Westworld premiered on HBO two weeks ago (as of the writing of this question, we've only seen Season 1, Episodes 1 and 2).


One of the things they haven't shown us yet (I hope will be revealed soon) is how objects in the physical world (host robots, guest humans, even inanimate items like cowboy hats and guns) get "transported" into the park ("Westworld").


I know the guests ride trains and then somehow they're magically "in" the park, but that's obviously not how they really get transported (it wouldn't be believable or even remotely realistic).
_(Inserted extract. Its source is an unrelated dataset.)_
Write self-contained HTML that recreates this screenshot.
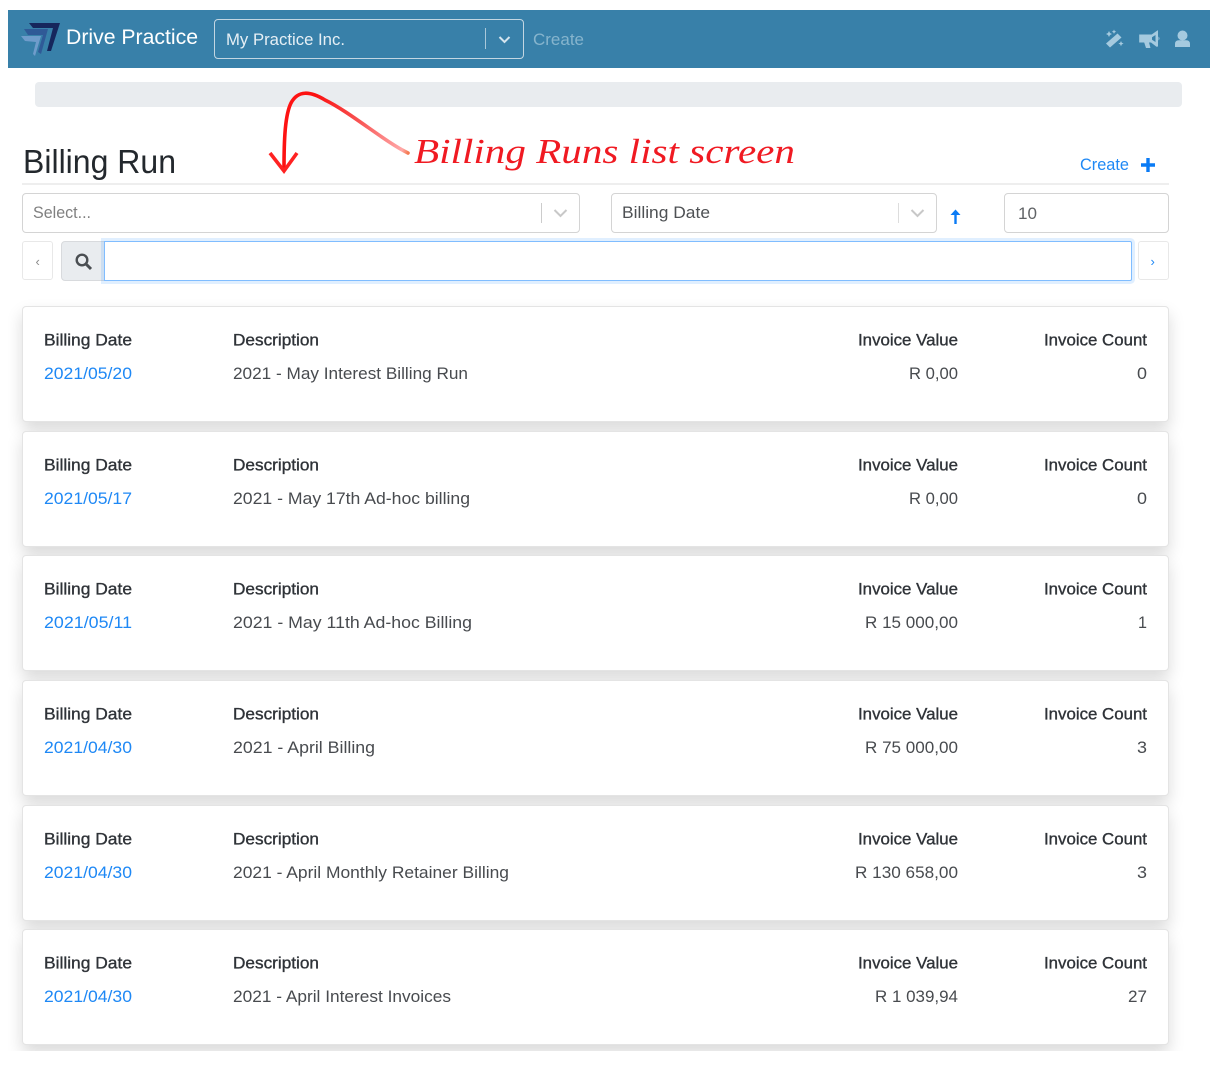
<!DOCTYPE html>
<html><head><meta charset="utf-8"><title>Billing Run</title>
<style>
html,body{margin:0;padding:0;background:#fff;width:1225px;height:1067px;overflow:hidden}
.a{position:absolute;box-sizing:border-box}
#clip{left:8px;top:10px;width:1202px;height:1041px;overflow:hidden}
.card{position:absolute;box-sizing:border-box;left:14px;width:1147px;height:116px;background:#fff;border:1px solid #e4e4e4;border-radius:4px;box-shadow:0 8px 16px rgba(0,0,0,.15)}
.box{background:#fff;border:1px solid #d4d4d4;border-radius:4px}
svg{position:absolute;left:0;top:0}
text{font-family:"Liberation Sans",sans-serif}
.h{font-size:16.5px;fill:#2f3338;stroke:#2f3338;stroke-width:.35px}
.v{font-size:16.5px;fill:#484b4f}
.l{font-size:16.5px;fill:#1e88f5}
</style></head><body>
<div id="clip" class="a">
<div class="a" style="left:0;top:0;width:1202px;height:58px;background:#3880a9"></div>
<div class="a" style="left:206px;top:9px;width:310px;height:40px;border:1px solid #c3d6e2;border-radius:4px"></div>
<div class="a" style="left:477px;top:18px;width:1px;height:21px;background:#a9c8da"></div>
<div class="a" style="left:27px;top:72px;width:1147px;height:25px;background:#e9ecef;border-radius:4px"></div>
<div class="a" style="left:14px;top:173px;width:1147px;height:2px;background:#eeeeee"></div>
<div class="a box" style="left:14px;top:183px;width:558px;height:40px"></div>
<div class="a" style="left:533px;top:193px;width:1px;height:20px;background:#cccccc"></div>
<div class="a box" style="left:603px;top:183px;width:326px;height:40px"></div>
<div class="a" style="left:890px;top:193px;width:1px;height:20px;background:#dddddd"></div>
<div class="a box" style="left:996px;top:183px;width:165px;height:40px"></div>
<div class="a" style="left:14px;top:231px;width:31px;height:39px;border:1px solid #e8e8e8;border-radius:3px"></div>
<div class="a" style="left:53px;top:231px;width:44px;height:40px;background:#e9ecef;border:1px solid #d8dadd;border-radius:4px 0 0 4px"></div>
<div class="a" style="left:96px;top:231px;width:1028px;height:40px;background:#fff;border:1px solid #80bdff;box-shadow:0 0 0 3px rgba(0,123,255,.12);border-radius:0 2px 2px 0"></div>
<div class="a" style="left:1130px;top:231px;width:31px;height:39px;border:1px solid #e8e8e8;border-radius:3px"></div>
<div class="card" style="top:296px"></div>
<div class="card" style="top:421px"></div>
<div class="card" style="top:545px"></div>
<div class="card" style="top:670px"></div>
<div class="card" style="top:795px"></div>
<div class="card" style="top:919px"></div>
</div>
<svg width="1225" height="1067" viewBox="0 0 1225 1067" xmlns="http://www.w3.org/2000/svg">
<defs><linearGradient id="g" gradientUnits="userSpaceOnUse" x1="408" y1="153" x2="283" y2="110">
<stop offset="0" stop-color="#f47a50"/><stop offset=".05" stop-color="#ffa8a8"/><stop offset=".45" stop-color="#f8504f"/><stop offset=".8" stop-color="#fb1010"/><stop offset="1" stop-color="#ff1414"/></linearGradient></defs>

<polygon points="29,23 60,23 51,51 47,51 53,28 33,28" fill="#16265c"/>
<polygon points="24,29 48,29 41,54 38,52 43,35 28,35" fill="#2f5a97"/>
<polygon points="21,36 41,36 35,56 33,54 36,42 25,41" fill="#6f9ccb"/>
<text x="66" y="44" font-size="21.5" fill="#fff" textLength="132" lengthAdjust="spacingAndGlyphs">Drive Practice</text>
<text x="226" y="45" font-size="17" fill="#e6eff5" textLength="119" lengthAdjust="spacingAndGlyphs">My Practice Inc.</text>
<path d="M499.5 37l5 5 5-5" fill="none" stroke="#d5e4ee" stroke-width="2"/>
<text x="533" y="45" font-size="17" fill="#86b4cd" textLength="51" lengthAdjust="spacingAndGlyphs">Create</text>

<g fill="#a5cadf">
<path d="M1117.5 33.5l4 4-11.5 10-4-4z"/>
<path d="M1109 31l1 2 2 1-2 1-1 2-1-2-2-1 2-1zM1114 29.500l.7 1.500 1.500.700-1.500.700-.7 1.500-.7-1.500-1.500-.7 1.500-.7zM1121 41l.8 1.800 1.800.800-1.800.800-.8 1.800-.8-1.800-1.800-.8 1.800-.8z"/>
<path d="M1158 30.500v16l-1.500.3-5.500-4.300h-2l1.500 5.500h-4.500l-1.800-5.500h-5v-8h12.500l6-4.300zM1155.500 35l-3.500 2.300v2.500l3.500 2.200z" fill-rule="evenodd"/>
<path d="M1158.500 36.500q2 2 0 4z"/>
<circle cx="1182.500" cy="35.500" r="5"/>
<path d="M1175 47v-3q0-3.800 3.800-3.800h7.400q3.800 0 3.800 3.800v3z"/>
</g>

<path d="M408 153C385 142 350 112 325 100C310 91 298 90 291 103C285 115 284 140 284 169" fill="none" stroke="url(#g)" stroke-width="3.600" stroke-linecap="round"/>
<path d="M270 153L284 171L297 153" fill="none" stroke="#ff2222" stroke-width="3.600"/>
<text x="414" y="163" font-size="35" fill="#f01a22" style='font-family:"Liberation Serif",serif;font-style:italic' textLength="381" lengthAdjust="spacingAndGlyphs">Billing Runs list screen</text>

<text x="23" y="173" font-size="33" fill="#23282d" textLength="153" lengthAdjust="spacingAndGlyphs">Billing Run</text>
<text x="1080" y="170" font-size="16.500" fill="#1e88f5" textLength="49" lengthAdjust="spacingAndGlyphs">Create</text>
<path d="M1148 158v14M1141 165h14" stroke="#0a7bf5" stroke-width="3.400" fill="none"/>

<text x="33" y="218" font-size="16.500" fill="#808080" textLength="58" lengthAdjust="spacingAndGlyphs">Select...</text>
<path d="M554.500 210l6 6 6-6" fill="none" stroke="#c8c8c8" stroke-width="2"/>
<text x="622" y="218" font-size="16.500" fill="#4e5154" textLength="88" lengthAdjust="spacingAndGlyphs">Billing Date</text>
<path d="M911.500 210l6 6 6-6" fill="none" stroke="#c8c8c8" stroke-width="2"/>
<path d="M955.500 224v-12" stroke="#0a7bf5" stroke-width="2.400" fill="none"/><path d="M950.500 215l5-5.500 5 5.500z" fill="#0a7bf5"/>
<text x="1018" y="219" font-size="16.500" fill="#606366" textLength="19" lengthAdjust="spacingAndGlyphs">10</text>
<text x="35.500" y="266" font-size="13" fill="#8a8a8a">‹</text>
<text x="1150.500" y="266" font-size="13" fill="#1e88f5">›</text>
<circle cx="82" cy="260" r="5.300" fill="none" stroke="#4a4e52" stroke-width="2.400"/>
<path d="M86 264l5 5" stroke="#4a4e52" stroke-width="3" fill="none"/>

<text class="h" x="44" y="345.500" textLength="88" lengthAdjust="spacingAndGlyphs">Billing Date</text>
<text class="h" x="233" y="345.500" textLength="86" lengthAdjust="spacingAndGlyphs">Description</text>
<text class="h" x="858" y="345.500" textLength="100" lengthAdjust="spacingAndGlyphs">Invoice Value</text>
<text class="h" x="1044" y="345.500" textLength="103" lengthAdjust="spacingAndGlyphs">Invoice Count</text>
<text class="l" x="44" y="379" textLength="88" lengthAdjust="spacingAndGlyphs">2021/05/20</text>
<text class="v" x="233" y="379" textLength="235" lengthAdjust="spacingAndGlyphs">2021 - May Interest Billing Run</text>
<text class="v" x="909" y="379" textLength="49" lengthAdjust="spacingAndGlyphs">R 0,00</text>
<text class="v" x="1137" y="379" textLength="10" lengthAdjust="spacingAndGlyphs">0</text>

<text class="h" x="44" y="470.500" textLength="88" lengthAdjust="spacingAndGlyphs">Billing Date</text>
<text class="h" x="233" y="470.500" textLength="86" lengthAdjust="spacingAndGlyphs">Description</text>
<text class="h" x="858" y="470.500" textLength="100" lengthAdjust="spacingAndGlyphs">Invoice Value</text>
<text class="h" x="1044" y="470.500" textLength="103" lengthAdjust="spacingAndGlyphs">Invoice Count</text>
<text class="l" x="44" y="504" textLength="88" lengthAdjust="spacingAndGlyphs">2021/05/17</text>
<text class="v" x="233" y="504" textLength="237" lengthAdjust="spacingAndGlyphs">2021 - May 17th Ad-hoc billing</text>
<text class="v" x="909" y="504" textLength="49" lengthAdjust="spacingAndGlyphs">R 0,00</text>
<text class="v" x="1137" y="504" textLength="10" lengthAdjust="spacingAndGlyphs">0</text>

<text class="h" x="44" y="594.500" textLength="88" lengthAdjust="spacingAndGlyphs">Billing Date</text>
<text class="h" x="233" y="594.500" textLength="86" lengthAdjust="spacingAndGlyphs">Description</text>
<text class="h" x="858" y="594.500" textLength="100" lengthAdjust="spacingAndGlyphs">Invoice Value</text>
<text class="h" x="1044" y="594.500" textLength="103" lengthAdjust="spacingAndGlyphs">Invoice Count</text>
<text class="l" x="44" y="628" textLength="88" lengthAdjust="spacingAndGlyphs">2021/05/11</text>
<text class="v" x="233" y="628" textLength="239" lengthAdjust="spacingAndGlyphs">2021 - May 11th Ad-hoc Billing</text>
<text class="v" x="865" y="628" textLength="93" lengthAdjust="spacingAndGlyphs">R 15 000,00</text>
<text class="v" x="1138" y="628" textLength="9" lengthAdjust="spacingAndGlyphs">1</text>

<text class="h" x="44" y="719.500" textLength="88" lengthAdjust="spacingAndGlyphs">Billing Date</text>
<text class="h" x="233" y="719.500" textLength="86" lengthAdjust="spacingAndGlyphs">Description</text>
<text class="h" x="858" y="719.500" textLength="100" lengthAdjust="spacingAndGlyphs">Invoice Value</text>
<text class="h" x="1044" y="719.500" textLength="103" lengthAdjust="spacingAndGlyphs">Invoice Count</text>
<text class="l" x="44" y="753" textLength="88" lengthAdjust="spacingAndGlyphs">2021/04/30</text>
<text class="v" x="233" y="753" textLength="142" lengthAdjust="spacingAndGlyphs">2021 - April Billing</text>
<text class="v" x="865" y="753" textLength="93" lengthAdjust="spacingAndGlyphs">R 75 000,00</text>
<text class="v" x="1137" y="753" textLength="10" lengthAdjust="spacingAndGlyphs">3</text>

<text class="h" x="44" y="844.500" textLength="88" lengthAdjust="spacingAndGlyphs">Billing Date</text>
<text class="h" x="233" y="844.500" textLength="86" lengthAdjust="spacingAndGlyphs">Description</text>
<text class="h" x="858" y="844.500" textLength="100" lengthAdjust="spacingAndGlyphs">Invoice Value</text>
<text class="h" x="1044" y="844.500" textLength="103" lengthAdjust="spacingAndGlyphs">Invoice Count</text>
<text class="l" x="44" y="878" textLength="88" lengthAdjust="spacingAndGlyphs">2021/04/30</text>
<text class="v" x="233" y="878" textLength="276" lengthAdjust="spacingAndGlyphs">2021 - April Monthly Retainer Billing</text>
<text class="v" x="855" y="878" textLength="103" lengthAdjust="spacingAndGlyphs">R 130 658,00</text>
<text class="v" x="1137" y="878" textLength="10" lengthAdjust="spacingAndGlyphs">3</text>

<text class="h" x="44" y="968.500" textLength="88" lengthAdjust="spacingAndGlyphs">Billing Date</text>
<text class="h" x="233" y="968.500" textLength="86" lengthAdjust="spacingAndGlyphs">Description</text>
<text class="h" x="858" y="968.500" textLength="100" lengthAdjust="spacingAndGlyphs">Invoice Value</text>
<text class="h" x="1044" y="968.500" textLength="103" lengthAdjust="spacingAndGlyphs">Invoice Count</text>
<text class="l" x="44" y="1002" textLength="88" lengthAdjust="spacingAndGlyphs">2021/04/30</text>
<text class="v" x="233" y="1002" textLength="218" lengthAdjust="spacingAndGlyphs">2021 - April Interest Invoices</text>
<text class="v" x="875" y="1002" textLength="83" lengthAdjust="spacingAndGlyphs">R 1 039,94</text>
<text class="v" x="1128" y="1002" textLength="19" lengthAdjust="spacingAndGlyphs">27</text>
</svg>
</body></html>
There was a Michael Crichton book as well as a movie in 1973 surrounding the same story line. Anybody know how you actually travel or get transported in/out of the parks?



Answer



It's still unknown.




Where, exactly, is this place? How do paying customers catch the train? It's a nice touch that customers arrive in town along with hosts, but it's also confusing. It's a bit more clear in Michael Crichton's original flick, in which visitors travel in together from a real-world location via hovercraft and arrive at a futuristic-looking greeting area at an adult amusement park called Delos, where they are outfitted and then shipped off to one of three themed subsections: West World, Medieval World, or Roman World. Will the HBO series pull back to reveal the functional world outside the park?



As per CBredlow's comment, some of the mystery has been answered in the second episode. We know how paying customers catch the train.



We do know how paying customers catch the train, as in episode 2 we see people walk down a hall after they get dressed and cross a threshold into the bar car of the train into the town.



Just to clear up a few questions raised in the comments, the park is not virtual reality, but rather a physical facility.



Nolan told Entertainment Weekly all about the logistics of the Delos' maintenance facility.


"So the idea is that most of the facilities are underground," Nolan told EW. "We sort of pictured a 100-story building skyscraper that goes down instead of up, which for us was also a visual metaphor for the age of the park. When you’re in the older portion of it [far below the surface], the cold storage, it has been clearly repurposed from something that used to be more grand."